CEIBS Essay 1 asks about short-term and long-term post-MBA career aspirations and how prior experience prepared you. Indian IT and consulting applicants tend to write career chronologies that peak with “I want to enter China’s technology sector.” That is a direction, not a thesis. The essays that succeed describe a specific professional gap, explain precisely what CEIBS’s curriculum and network closes, and name a realistic post-MBA scenario with enough specificity to be interrogated in interview. Generic ambition and specific ambition look completely different on paper.
The CEIBS programme is taught in English. But 78% of your classmates are Chinese nationals for whom Mandarin is the first language. Case discussions, networking dinners, and the career relationships that actually lead to job offers often happen in Mandarin-adjacent contexts. Non-Mandarin speakers who do not plan for this are consistently at a disadvantage in informal career networking that Mandarin-speaking classmates navigate easily.
Applicants who are already learning Mandarin or have a concrete plan to develop professional Mandarin during the programme consistently outperform peers who treat the English-medium curriculum as sufficient preparation for a China career.
CEIBS offers merit-based scholarships, and scholarship funding is most available in early rounds. CEIBS also offers an Early Action round with a fee refund for admitted applicants — a material financial benefit most applicants know about but do not act on. Merit scholarships can cover 25–50% of the RMB 488,000 tuition. The cost of a late application is real money. Apply early unless you have a specific reason not to.

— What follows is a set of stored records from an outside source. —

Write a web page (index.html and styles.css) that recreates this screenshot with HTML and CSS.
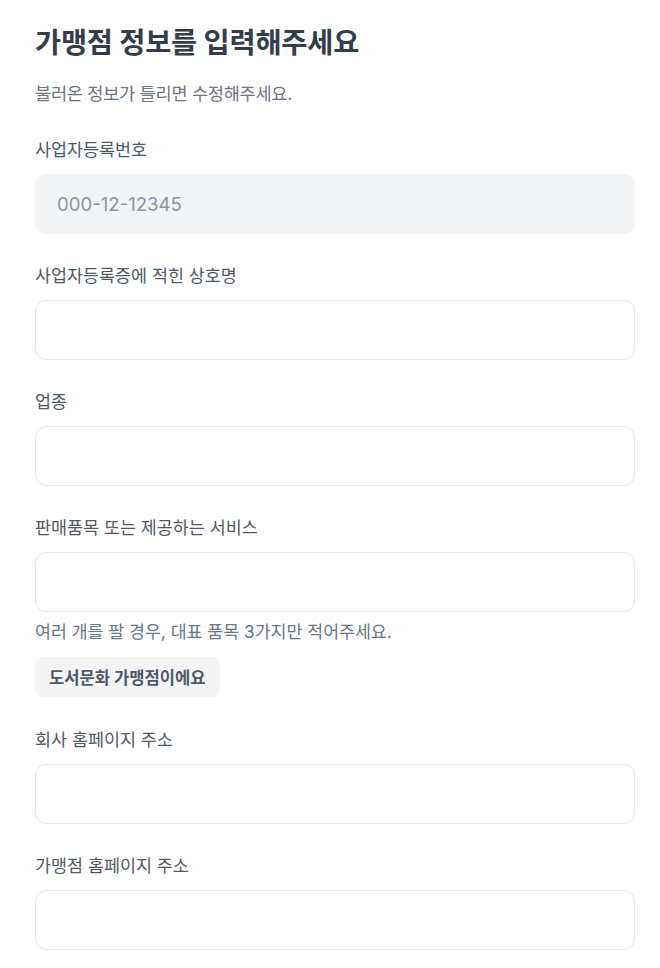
FILE: index.html
```html
<!DOCTYPE html>
<html lang="ko">
<head>
<meta charset="utf-8">
<link rel="stylesheet" href="styles.css">
</head>
<body>
<main class="page">
  <h1 class="title">가맹점 정보를 입력해주세요</h1>
  <p class="subtitle">불러온 정보가 틀리면 수정해주세요.</p>

  <div class="field field-first">
    <label class="label">사업자등록번호</label>
    <input class="input input-disabled" placeholder="000-12-12345" disabled>
  </div>

  <div class="field">
    <label class="label">사업자등록증에 적힌 상호명</label>
    <input class="input">
  </div>

  <div class="field">
    <label class="label">업종</label>
    <input class="input">
  </div>

  <div class="field field-chip">
    <label class="label">판매품목 또는 제공하는 서비스</label>
    <input class="input">
    <p class="helper">여러 개를 팔 경우, 대표 품목 3가지만 적어주세요.</p>
    <button class="chip" type="button">도서문화 가맹점이에요</button>
  </div>

  <div class="field">
    <label class="label">회사 홈페이지 주소</label>
    <input class="input">
  </div>

  <div class="field">
    <label class="label">가맹점 홈페이지 주소</label>
    <input class="input">
  </div>
</main>
</body>
</html>
```

FILE: styles.css
```css
* { box-sizing: border-box; }
html, body {
  margin: 0;
  padding: 0;
  background: #ffffff;
}
body {
  font-family: Inter, "Noto Sans CJK KR", "Noto Sans", sans-serif;
  color: #333d4b;
}
.page {
  width: 660px;
  padding: 25px 25px 0 35px;
  display: flex;
  flex-direction: column;
}
.title {
  margin: 0;
  font-size: 28.4px;
  line-height: 36px;
  font-weight: 700;
  color: #333d4b;
  letter-spacing: -0.2px;
}
.subtitle {
  margin: 20px 0 0;
  font-size: 17.6px;
  line-height: 26px;
  color: #6b7684;
  letter-spacing: -0.3px;
}
.field {
  display: flex;
  flex-direction: column;
  align-items: flex-start;
  margin-top: 30px;
}
.field-first { margin-top: 31px; }
.field-chip { margin-bottom: 1px; }
.label {
  font-size: 17.4px;
  line-height: 24px;
  color: #4e5968;
  margin-bottom: 12px;
}
.input {
  width: 600px;
  height: 60px;
  border: 1px solid #e5e8eb;
  border-radius: 11px;
  background: #ffffff;
  padding: 0 21px;
  font-family: inherit;
  font-size: 18.6px;
  color: #333d4b;
  outline: none;
}
.input-disabled {
  background: #f2f4f6;
  border-color: #f2f4f6;
}
.input::placeholder {
  color: #8b95a1;
}
.helper {
  margin: 8px 0 0;
  font-size: 17.3px;
  line-height: 24px;
  color: #6b7684;
}
.chip {
  margin-top: 13px;
  height: 40px;
  padding: 0 14px;
  border: none;
  border-radius: 8px;
  background: #f2f4f6;
  font-family: inherit;
  font-size: 16.6px;
  font-weight: 700;
  color: #4e5968;
}
```
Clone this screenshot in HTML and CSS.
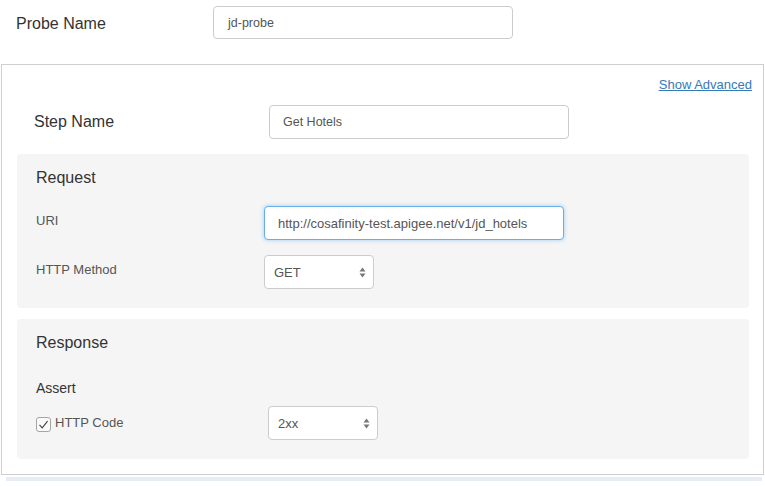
FILE: index.html
```html
<!DOCTYPE html>
<html>
<head>
<meta charset="utf-8">
<link rel="stylesheet" href="styles.css">
</head>
<body>
<div class="probe-row">
  <label class="probe-label">Probe Name</label>
  <div class="input">jd-probe</div>
</div>
<div class="panel">
  <div class="adv"><a href="#">Show Advanced</a></div>
  <div class="step-row">
    <label class="step-label">Step Name</label>
    <div class="input">Get Hotels</div>
  </div>
  <div class="section request">
    <div class="sec-title">Request</div>
    <div class="field-row uri-row">
      <label class="field-label">URI</label>
      <div class="input focus">http://cosafinity-test.apigee.net/v1/jd_hotels</div>
    </div>
    <div class="field-row method-row">
      <label class="field-label">HTTP Method</label>
      <div class="select"><span>GET</span>
        <svg class="arrows" width="7" height="11" viewBox="0 0 7 11"><path d="M3.5 0.5 L6.5 4.5 L0.5 4.5 Z M3.5 10.5 L6.5 6.5 L0.5 6.5 Z" fill="#777"/></svg>
      </div>
    </div>
  </div>
  <div class="section response">
    <div class="sec-title">Response</div>
    <div class="assert">Assert</div>
    <div class="field-row code-row">
      <label class="check-label">
        <svg class="checkbox" width="15" height="15" viewBox="0 0 15 15"><rect x="0.5" y="0.5" width="14" height="14" rx="2.5" fill="#fafafa" stroke="#a4a4a4"/><path d="M3.5 7.8 L6.2 10.8 L11.6 4.2" fill="none" stroke="#444" stroke-width="1.1"/></svg>
        <span class="check-text">HTTP Code</span>
      </label>
      <div class="select"><span>2xx</span>
        <svg class="arrows" width="7" height="11" viewBox="0 0 7 11"><path d="M3.5 0.5 L6.5 4.5 L0.5 4.5 Z M3.5 10.5 L6.5 6.5 L0.5 6.5 Z" fill="#777"/></svg>
      </div>
    </div>
  </div>
</div>
<div class="strip"></div>
</body>
</html>
```
FILE: styles.css
```css
* { box-sizing: border-box; }
body {
  margin: 0;
  font-family: "Liberation Sans", Arial, sans-serif;
  color: #333;
  background: #fff;
}
.probe-row {
  display: flex;
  align-items: center;
  padding: 6px 0 0 16px;
}
.probe-label {
  width: 197px;
  font-size: 16px;
  line-height: 20px;
  padding-top: 2px;
}
.input {
  width: 300px;
  height: 34px;
  border: 1px solid #cccccc;
  border-radius: 4px;
  background: #fff;
  font-size: 13px;
  color: #555;
  display: flex;
  align-items: center;
  padding-left: 13px;
}
.probe-row .input { height: 33px; padding-left: 14px; font-size: 12.5px; }
.input.focus {
  border-color: #66afe9;
  box-shadow: 0 0 4px rgba(102, 175, 233, 0.6);
}
.panel {
  margin: 25px 0 0 1px;
  width: 763px;
  border: 1px solid #cfcfcf;
  padding: 12px 0 15px 0;
}
.adv {
  text-align: right;
  padding-right: 11px;
  font-size: 13px;
  line-height: 16px;
}
.adv a { color: #337ab7; text-decoration: underline; }
.step-row {
  display: flex;
  align-items: center;
  margin-top: 12px;
  padding-left: 32px;
}
.step-label {
  width: 235px;
  font-size: 16px;
  line-height: 20px;
}
.step-row .input { font-size: 12.5px; }
.section {
  background: #f5f5f5;
  border-radius: 4px;
  margin: 15px 14px 0 15px;
  padding: 14px 0 19px 19px;
}
.response { margin-top: 11px; }
.sec-title {
  font-size: 16px;
  line-height: 20px;
  color: #333;
}
.field-row {
  display: flex;
  align-items: center;
}
.uri-row { margin-top: 18px; }
.method-row { margin-top: 15px; }
.field-label {
  width: 228px;
  font-size: 13px;
  line-height: 16px;
  color: #555;
  padding-bottom: 4px;
}
.select {
  width: 110px;
  height: 34px;
  border: 1px solid #cccccc;
  border-radius: 4px;
  background: #fff;
  display: flex;
  align-items: center;
  justify-content: space-between;
  padding: 0 7px 0 9px;
  font-size: 13px;
  color: #555;
}
.assert {
  margin-top: 26px;
  font-size: 14px;
  line-height: 18px;
  color: #333;
}
.code-row { margin-top: 9px; }
.check-label {
  width: 232px;
  display: flex;
  align-items: center;
  gap: 4px;
  font-size: 13px;
  color: #555;
}
.check-text { padding-bottom: 2px; }
.checkbox { display: block; margin-top: 2px; }
.strip {
  margin: 2px 0 0 6px;
  width: 756px;
  height: 4px;
  background: #e7edf7;
}
```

Senior applicants with 8–10 years of experience and genuine China market exposure have a structural advantage at CEIBS. The committee is explicitly looking for people who will contribute to classroom discussions on China business challenges from real operational experience. An applicant who has managed a China-facing supply chain or built a product for the Chinese consumer market brings a classroom presence that no GMAT score provides — and it is the differentiation argument that most over-experienced applicants undersell.